#### [Your task]
Find the string "styles" and gather every line that holds it.

--- BEGIN Raw data ---

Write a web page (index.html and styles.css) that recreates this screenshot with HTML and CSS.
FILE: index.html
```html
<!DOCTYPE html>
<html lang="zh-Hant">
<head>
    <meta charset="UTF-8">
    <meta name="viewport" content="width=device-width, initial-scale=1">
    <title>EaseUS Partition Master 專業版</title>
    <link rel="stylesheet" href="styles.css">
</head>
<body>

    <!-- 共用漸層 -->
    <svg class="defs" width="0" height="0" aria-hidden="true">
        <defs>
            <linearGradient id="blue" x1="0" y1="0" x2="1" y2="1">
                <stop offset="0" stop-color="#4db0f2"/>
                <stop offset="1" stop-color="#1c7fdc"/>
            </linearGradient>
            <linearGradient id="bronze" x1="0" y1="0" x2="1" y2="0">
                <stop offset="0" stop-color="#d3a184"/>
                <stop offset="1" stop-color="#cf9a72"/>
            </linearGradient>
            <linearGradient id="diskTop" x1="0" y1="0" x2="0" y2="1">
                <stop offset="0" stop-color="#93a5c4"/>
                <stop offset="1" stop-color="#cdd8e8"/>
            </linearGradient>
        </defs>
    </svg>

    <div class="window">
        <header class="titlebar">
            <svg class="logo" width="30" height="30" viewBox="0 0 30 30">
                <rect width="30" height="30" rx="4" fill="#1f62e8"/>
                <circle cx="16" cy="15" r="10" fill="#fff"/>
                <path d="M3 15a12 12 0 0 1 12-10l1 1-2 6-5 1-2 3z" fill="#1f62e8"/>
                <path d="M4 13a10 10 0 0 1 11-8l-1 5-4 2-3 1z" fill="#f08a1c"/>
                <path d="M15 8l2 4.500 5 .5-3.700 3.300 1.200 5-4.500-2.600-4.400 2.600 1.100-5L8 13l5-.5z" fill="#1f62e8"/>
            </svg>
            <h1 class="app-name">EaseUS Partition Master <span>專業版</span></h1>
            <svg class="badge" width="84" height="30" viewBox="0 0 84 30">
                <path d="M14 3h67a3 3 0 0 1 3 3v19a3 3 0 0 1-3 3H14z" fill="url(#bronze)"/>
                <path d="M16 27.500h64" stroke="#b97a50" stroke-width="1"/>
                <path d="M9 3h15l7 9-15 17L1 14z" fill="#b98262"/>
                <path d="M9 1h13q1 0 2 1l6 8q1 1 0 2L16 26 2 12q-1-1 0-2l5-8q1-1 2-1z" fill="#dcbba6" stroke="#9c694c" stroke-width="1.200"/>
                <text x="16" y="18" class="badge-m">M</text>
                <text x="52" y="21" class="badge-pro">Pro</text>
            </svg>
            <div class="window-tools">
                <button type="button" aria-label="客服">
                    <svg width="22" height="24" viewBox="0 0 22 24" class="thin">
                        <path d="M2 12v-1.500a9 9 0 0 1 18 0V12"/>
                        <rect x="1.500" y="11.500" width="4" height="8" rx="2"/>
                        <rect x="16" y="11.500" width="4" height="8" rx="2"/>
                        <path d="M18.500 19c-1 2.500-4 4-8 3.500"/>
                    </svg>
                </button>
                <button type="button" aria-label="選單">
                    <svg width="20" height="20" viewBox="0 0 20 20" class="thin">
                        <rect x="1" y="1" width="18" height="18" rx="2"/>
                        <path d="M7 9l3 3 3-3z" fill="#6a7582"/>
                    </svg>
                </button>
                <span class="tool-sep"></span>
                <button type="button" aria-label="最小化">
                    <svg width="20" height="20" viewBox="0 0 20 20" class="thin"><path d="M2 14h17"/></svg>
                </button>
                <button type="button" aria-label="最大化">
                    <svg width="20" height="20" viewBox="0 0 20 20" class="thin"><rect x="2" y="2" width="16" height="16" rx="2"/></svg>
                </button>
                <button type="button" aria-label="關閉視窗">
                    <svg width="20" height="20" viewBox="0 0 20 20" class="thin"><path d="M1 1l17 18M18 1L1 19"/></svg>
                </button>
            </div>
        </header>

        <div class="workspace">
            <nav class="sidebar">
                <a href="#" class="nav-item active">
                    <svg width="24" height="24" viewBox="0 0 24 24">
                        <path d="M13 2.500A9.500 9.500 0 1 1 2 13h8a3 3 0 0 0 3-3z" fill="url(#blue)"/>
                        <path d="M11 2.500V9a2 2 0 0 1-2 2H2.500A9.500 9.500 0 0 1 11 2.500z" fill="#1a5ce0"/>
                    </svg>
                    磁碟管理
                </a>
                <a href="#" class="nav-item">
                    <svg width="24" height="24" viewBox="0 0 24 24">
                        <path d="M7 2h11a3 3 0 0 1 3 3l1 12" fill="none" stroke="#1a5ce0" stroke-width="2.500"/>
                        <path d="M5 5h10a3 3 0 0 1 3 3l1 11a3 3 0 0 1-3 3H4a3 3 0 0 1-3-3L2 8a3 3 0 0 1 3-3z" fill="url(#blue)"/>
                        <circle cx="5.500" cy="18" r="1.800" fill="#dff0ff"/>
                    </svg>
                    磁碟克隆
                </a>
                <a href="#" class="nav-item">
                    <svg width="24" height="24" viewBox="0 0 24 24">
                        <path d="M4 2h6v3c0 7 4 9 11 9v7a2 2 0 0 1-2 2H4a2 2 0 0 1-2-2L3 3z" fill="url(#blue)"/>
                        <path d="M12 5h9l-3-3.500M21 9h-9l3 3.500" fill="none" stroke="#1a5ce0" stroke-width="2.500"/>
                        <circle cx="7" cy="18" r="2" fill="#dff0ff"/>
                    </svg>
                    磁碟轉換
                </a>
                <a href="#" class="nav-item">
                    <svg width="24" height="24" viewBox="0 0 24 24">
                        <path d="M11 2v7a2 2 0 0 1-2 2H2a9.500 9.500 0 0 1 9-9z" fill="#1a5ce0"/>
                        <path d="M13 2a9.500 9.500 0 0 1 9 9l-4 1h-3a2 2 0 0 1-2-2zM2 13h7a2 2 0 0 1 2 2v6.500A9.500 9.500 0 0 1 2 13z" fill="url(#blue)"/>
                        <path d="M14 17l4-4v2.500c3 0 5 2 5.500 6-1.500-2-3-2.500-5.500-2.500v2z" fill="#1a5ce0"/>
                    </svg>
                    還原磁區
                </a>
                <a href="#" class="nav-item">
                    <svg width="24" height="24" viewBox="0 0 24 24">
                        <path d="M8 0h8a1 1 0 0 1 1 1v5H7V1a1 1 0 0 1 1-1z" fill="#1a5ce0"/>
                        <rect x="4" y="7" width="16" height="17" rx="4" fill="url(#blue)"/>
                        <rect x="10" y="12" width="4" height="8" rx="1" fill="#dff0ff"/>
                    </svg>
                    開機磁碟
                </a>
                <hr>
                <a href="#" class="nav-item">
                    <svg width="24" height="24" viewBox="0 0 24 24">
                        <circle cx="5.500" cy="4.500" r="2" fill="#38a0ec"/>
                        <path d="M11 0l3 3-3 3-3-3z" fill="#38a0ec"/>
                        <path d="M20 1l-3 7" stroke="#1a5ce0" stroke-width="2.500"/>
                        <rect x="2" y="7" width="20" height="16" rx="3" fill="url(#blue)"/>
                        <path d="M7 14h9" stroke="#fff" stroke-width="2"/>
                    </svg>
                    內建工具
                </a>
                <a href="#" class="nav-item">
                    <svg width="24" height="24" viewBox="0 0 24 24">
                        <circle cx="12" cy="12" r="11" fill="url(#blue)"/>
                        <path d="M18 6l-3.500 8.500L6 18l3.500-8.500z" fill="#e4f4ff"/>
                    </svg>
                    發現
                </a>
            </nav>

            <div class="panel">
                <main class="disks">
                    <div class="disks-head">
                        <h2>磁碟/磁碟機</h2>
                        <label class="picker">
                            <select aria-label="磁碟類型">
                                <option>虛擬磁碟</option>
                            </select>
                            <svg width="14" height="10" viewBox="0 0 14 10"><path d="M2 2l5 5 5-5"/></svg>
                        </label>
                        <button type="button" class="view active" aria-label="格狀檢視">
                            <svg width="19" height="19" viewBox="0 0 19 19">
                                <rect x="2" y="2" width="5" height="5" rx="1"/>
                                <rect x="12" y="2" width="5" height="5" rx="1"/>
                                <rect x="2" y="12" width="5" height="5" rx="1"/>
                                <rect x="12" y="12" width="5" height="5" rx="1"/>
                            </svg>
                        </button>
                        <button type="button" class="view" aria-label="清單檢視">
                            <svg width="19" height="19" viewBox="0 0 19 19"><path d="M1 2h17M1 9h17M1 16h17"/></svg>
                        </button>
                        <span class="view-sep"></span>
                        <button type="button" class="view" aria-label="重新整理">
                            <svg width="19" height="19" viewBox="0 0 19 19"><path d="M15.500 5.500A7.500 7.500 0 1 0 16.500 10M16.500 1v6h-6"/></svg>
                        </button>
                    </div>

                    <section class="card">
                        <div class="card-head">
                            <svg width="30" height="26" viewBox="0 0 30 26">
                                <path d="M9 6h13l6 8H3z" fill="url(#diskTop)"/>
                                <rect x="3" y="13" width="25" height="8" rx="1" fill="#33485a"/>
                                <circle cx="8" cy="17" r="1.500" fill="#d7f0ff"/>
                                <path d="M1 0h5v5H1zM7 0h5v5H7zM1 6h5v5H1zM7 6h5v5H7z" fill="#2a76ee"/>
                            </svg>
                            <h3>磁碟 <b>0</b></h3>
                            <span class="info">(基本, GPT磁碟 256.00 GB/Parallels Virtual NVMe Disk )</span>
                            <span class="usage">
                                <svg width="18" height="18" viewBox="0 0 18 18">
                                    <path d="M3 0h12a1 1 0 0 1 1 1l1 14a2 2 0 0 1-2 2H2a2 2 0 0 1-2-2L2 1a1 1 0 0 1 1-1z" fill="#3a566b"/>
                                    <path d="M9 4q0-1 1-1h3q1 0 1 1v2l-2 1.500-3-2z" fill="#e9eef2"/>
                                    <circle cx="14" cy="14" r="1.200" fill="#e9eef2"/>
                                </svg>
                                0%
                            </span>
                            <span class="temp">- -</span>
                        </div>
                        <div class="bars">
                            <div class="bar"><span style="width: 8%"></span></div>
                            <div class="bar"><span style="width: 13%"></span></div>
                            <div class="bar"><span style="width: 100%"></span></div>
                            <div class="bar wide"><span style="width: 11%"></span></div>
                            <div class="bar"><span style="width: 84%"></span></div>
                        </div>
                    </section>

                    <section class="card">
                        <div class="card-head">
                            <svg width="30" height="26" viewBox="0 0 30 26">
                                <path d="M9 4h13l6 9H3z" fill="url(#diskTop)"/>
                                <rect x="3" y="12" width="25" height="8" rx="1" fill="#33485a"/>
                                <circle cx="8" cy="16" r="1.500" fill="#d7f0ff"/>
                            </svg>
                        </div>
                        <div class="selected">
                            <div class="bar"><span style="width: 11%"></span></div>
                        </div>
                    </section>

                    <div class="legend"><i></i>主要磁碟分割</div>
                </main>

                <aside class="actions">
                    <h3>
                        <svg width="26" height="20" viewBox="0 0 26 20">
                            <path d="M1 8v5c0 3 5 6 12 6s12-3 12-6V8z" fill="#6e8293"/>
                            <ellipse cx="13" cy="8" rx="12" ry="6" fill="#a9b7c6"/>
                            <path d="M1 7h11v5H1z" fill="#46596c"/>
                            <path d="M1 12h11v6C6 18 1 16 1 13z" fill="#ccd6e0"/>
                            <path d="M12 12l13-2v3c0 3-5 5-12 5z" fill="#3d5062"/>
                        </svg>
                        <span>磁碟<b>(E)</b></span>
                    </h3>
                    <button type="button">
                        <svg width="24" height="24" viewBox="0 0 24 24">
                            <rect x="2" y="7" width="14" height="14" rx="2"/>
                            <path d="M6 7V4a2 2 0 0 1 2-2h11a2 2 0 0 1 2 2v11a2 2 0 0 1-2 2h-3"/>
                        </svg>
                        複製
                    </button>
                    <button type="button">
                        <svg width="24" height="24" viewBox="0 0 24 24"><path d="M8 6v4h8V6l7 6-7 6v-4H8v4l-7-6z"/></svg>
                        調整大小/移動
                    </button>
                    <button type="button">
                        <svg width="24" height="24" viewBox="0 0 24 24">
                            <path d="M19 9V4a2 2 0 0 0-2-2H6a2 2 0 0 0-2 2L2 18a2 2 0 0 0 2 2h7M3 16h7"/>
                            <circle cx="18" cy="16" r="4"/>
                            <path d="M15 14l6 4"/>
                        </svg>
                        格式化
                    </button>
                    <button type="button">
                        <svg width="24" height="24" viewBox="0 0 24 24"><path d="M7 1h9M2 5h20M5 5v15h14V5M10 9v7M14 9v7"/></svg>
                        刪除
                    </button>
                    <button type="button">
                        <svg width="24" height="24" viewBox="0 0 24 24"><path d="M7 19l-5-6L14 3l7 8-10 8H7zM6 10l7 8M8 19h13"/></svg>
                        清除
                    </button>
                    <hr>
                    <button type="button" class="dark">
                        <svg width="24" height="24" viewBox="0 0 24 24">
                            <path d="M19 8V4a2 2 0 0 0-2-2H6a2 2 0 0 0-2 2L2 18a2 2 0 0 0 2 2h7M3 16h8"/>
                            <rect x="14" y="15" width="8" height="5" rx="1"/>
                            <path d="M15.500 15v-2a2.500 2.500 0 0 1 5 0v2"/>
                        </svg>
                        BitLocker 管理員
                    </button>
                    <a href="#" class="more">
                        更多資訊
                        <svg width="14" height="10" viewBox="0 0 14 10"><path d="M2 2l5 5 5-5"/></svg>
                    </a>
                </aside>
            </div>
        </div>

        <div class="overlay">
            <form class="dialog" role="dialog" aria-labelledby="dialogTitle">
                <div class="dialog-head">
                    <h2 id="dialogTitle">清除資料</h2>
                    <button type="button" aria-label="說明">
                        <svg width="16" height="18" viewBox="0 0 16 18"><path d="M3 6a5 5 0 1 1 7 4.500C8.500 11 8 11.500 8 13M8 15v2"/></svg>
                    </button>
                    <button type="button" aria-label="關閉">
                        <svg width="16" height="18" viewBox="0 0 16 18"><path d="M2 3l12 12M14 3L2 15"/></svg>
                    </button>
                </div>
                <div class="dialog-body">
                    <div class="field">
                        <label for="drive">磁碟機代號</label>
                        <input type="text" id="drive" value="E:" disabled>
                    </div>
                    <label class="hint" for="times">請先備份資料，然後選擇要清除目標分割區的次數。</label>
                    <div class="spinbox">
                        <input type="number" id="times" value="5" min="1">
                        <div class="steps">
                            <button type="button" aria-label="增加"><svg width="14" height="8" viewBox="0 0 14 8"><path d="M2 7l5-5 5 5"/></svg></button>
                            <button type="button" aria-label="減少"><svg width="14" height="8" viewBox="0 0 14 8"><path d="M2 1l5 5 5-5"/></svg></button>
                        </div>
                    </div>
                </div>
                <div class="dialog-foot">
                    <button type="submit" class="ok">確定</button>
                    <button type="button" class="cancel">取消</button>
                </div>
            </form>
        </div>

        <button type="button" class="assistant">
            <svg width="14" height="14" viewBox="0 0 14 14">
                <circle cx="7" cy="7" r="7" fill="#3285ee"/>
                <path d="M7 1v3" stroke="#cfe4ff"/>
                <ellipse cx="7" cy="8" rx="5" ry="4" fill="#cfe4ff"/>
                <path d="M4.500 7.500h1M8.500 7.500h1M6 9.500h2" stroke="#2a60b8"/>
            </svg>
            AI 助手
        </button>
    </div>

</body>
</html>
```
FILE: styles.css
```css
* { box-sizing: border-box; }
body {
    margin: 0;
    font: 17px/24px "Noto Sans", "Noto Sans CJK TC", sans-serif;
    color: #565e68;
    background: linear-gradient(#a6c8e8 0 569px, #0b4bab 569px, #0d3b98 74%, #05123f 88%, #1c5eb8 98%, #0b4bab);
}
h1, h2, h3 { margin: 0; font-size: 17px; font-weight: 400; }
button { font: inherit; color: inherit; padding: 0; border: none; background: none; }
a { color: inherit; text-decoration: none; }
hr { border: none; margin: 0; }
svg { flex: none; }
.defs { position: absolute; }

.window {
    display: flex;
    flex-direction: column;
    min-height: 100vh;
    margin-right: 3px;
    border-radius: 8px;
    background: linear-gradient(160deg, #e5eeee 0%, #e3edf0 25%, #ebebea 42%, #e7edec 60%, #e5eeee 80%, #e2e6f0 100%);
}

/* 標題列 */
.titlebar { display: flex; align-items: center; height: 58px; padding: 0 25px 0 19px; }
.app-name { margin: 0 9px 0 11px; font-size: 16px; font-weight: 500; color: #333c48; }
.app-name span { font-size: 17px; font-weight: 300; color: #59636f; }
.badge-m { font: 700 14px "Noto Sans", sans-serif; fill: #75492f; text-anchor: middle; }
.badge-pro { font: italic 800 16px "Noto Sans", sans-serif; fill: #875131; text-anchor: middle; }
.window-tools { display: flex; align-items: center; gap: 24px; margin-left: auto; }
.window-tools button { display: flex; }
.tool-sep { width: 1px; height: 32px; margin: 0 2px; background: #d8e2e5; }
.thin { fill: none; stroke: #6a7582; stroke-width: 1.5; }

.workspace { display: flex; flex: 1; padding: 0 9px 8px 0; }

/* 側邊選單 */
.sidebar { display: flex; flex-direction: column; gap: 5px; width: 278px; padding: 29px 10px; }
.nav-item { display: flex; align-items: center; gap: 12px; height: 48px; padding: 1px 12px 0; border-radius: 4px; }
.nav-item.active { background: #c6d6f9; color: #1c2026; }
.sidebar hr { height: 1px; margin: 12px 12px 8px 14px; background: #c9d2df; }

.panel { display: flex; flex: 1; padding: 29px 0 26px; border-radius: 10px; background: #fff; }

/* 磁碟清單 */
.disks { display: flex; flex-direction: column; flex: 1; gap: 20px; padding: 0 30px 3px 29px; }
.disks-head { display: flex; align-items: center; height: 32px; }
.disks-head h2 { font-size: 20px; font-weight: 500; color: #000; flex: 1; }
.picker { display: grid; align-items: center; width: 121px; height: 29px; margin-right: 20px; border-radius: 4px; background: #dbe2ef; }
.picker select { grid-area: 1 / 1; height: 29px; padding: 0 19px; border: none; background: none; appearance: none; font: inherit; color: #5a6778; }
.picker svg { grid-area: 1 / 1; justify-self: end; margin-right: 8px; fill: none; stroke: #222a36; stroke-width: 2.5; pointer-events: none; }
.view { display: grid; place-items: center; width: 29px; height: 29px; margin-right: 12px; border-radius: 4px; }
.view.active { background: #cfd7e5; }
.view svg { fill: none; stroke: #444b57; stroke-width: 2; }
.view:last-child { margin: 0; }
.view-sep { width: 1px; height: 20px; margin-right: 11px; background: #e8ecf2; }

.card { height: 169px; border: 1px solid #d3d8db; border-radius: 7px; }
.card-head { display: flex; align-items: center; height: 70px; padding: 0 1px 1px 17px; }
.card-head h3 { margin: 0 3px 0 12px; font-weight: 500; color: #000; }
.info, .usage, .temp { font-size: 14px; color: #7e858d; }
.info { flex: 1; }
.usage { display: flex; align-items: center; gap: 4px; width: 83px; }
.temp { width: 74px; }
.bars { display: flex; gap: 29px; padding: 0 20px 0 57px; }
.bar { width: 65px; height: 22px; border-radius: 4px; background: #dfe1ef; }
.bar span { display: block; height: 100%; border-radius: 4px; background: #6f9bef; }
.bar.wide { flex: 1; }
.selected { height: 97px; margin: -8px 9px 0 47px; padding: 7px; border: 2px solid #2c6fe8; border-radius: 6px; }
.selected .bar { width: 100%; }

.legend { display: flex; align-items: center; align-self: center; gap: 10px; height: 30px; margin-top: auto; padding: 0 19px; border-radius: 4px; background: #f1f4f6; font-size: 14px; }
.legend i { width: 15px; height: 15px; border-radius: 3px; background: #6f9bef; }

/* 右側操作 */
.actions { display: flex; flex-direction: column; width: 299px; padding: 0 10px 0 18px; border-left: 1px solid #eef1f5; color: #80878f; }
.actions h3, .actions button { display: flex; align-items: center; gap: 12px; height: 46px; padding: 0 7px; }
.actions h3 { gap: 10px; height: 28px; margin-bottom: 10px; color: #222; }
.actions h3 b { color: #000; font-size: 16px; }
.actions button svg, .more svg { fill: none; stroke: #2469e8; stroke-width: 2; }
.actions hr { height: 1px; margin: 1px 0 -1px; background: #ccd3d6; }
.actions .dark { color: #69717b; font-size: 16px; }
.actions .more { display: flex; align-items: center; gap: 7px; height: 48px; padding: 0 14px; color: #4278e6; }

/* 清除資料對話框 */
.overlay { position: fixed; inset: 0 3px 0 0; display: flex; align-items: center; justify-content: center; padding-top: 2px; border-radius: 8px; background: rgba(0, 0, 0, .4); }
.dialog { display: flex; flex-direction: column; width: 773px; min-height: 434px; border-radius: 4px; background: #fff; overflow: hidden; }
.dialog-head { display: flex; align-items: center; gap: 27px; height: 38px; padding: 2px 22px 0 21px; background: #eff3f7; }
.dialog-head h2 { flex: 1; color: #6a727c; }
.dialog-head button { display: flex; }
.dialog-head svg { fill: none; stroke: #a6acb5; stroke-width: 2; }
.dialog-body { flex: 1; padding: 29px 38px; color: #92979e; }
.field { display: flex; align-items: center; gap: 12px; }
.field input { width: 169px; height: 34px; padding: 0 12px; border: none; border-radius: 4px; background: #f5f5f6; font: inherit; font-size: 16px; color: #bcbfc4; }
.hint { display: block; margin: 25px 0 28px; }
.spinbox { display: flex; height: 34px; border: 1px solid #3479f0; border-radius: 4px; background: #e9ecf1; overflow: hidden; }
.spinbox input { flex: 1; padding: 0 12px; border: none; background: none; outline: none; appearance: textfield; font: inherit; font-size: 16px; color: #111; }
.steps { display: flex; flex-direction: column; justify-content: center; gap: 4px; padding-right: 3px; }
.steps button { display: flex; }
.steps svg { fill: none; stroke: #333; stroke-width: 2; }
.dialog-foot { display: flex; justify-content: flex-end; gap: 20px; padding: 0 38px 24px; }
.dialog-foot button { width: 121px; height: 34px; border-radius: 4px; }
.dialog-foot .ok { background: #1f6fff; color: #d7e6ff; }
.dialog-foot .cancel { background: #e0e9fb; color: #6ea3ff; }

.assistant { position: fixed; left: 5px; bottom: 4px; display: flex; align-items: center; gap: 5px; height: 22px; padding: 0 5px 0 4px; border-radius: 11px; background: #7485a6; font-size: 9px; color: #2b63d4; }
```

--- END Raw data ---

#### [Written solution]
Write a web page (index.html and styles.css) that recreates this screenshot with HTML and CSS.
    <link rel="stylesheet" href="styles.css">
FILE: styles.css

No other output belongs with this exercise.